+++ Dataset records

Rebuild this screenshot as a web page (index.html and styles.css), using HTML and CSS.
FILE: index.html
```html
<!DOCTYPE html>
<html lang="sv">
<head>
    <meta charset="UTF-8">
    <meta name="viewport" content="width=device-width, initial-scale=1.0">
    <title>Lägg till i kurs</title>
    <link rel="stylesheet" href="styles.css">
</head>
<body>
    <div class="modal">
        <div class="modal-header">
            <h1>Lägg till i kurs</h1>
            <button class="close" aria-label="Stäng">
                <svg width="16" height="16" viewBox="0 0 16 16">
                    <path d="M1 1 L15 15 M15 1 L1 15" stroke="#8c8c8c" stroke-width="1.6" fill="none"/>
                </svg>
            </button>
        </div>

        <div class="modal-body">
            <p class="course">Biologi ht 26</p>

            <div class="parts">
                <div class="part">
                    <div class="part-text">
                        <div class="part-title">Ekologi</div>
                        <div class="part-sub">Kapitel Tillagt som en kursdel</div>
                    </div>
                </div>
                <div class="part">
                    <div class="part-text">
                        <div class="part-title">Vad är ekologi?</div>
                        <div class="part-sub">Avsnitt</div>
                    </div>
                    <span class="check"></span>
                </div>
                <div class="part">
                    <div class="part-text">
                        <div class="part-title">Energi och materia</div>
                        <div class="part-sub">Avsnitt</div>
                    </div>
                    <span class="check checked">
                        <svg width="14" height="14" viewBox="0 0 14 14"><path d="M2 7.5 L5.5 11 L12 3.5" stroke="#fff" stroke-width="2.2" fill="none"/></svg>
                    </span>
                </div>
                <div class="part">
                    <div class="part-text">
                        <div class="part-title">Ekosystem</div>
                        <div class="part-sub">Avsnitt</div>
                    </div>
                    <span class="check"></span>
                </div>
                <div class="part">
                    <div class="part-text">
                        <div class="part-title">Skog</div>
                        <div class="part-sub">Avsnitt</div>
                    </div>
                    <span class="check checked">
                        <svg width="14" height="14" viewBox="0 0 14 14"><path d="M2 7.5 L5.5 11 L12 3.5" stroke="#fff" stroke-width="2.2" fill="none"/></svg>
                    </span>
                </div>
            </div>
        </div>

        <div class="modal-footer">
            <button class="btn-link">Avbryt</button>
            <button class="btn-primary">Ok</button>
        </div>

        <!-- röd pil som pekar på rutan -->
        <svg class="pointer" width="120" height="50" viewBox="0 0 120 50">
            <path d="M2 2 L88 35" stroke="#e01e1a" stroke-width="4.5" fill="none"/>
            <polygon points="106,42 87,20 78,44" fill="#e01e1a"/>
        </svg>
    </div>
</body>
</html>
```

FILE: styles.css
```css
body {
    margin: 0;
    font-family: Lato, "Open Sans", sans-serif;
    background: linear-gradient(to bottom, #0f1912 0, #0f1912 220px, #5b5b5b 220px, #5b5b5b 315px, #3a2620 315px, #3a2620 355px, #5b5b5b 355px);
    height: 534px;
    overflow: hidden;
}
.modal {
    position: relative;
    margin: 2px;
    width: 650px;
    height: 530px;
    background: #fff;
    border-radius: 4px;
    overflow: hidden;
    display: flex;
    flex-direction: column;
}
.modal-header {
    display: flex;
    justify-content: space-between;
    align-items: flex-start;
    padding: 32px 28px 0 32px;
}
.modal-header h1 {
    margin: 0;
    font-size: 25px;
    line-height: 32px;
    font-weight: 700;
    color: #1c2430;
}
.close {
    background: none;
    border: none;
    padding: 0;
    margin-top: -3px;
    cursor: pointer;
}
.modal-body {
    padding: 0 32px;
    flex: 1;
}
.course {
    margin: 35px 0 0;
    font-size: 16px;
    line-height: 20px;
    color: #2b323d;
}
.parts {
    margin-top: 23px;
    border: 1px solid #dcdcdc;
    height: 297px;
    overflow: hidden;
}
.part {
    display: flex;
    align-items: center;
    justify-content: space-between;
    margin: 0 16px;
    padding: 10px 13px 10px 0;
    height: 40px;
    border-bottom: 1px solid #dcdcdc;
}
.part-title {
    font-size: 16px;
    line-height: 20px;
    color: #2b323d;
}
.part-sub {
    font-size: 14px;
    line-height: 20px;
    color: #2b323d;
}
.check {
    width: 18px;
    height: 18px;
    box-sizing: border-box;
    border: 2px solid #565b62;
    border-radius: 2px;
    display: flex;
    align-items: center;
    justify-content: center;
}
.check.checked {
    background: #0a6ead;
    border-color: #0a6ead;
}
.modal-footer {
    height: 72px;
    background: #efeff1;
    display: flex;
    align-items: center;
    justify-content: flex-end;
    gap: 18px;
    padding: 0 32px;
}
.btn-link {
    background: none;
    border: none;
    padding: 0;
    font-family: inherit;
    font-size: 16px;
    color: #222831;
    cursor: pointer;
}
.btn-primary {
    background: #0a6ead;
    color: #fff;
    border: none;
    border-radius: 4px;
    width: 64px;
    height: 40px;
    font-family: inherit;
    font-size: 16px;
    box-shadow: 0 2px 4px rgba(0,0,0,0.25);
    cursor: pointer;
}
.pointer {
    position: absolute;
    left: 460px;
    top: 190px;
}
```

++++++
+++ Dataset records

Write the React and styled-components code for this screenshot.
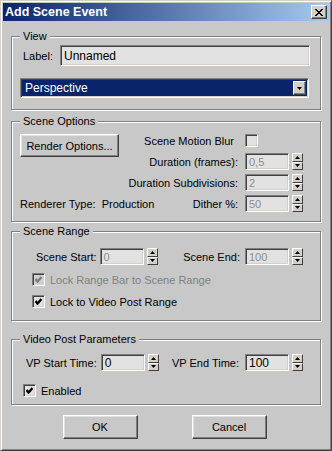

++++++

> Required work
Copy out every line holding the string "screenshot".

> Final answer
Rebuild this screenshot as a web page (index.html and styles.css), using HTML and CSS.
Write the React and styled-components code for this screenshot.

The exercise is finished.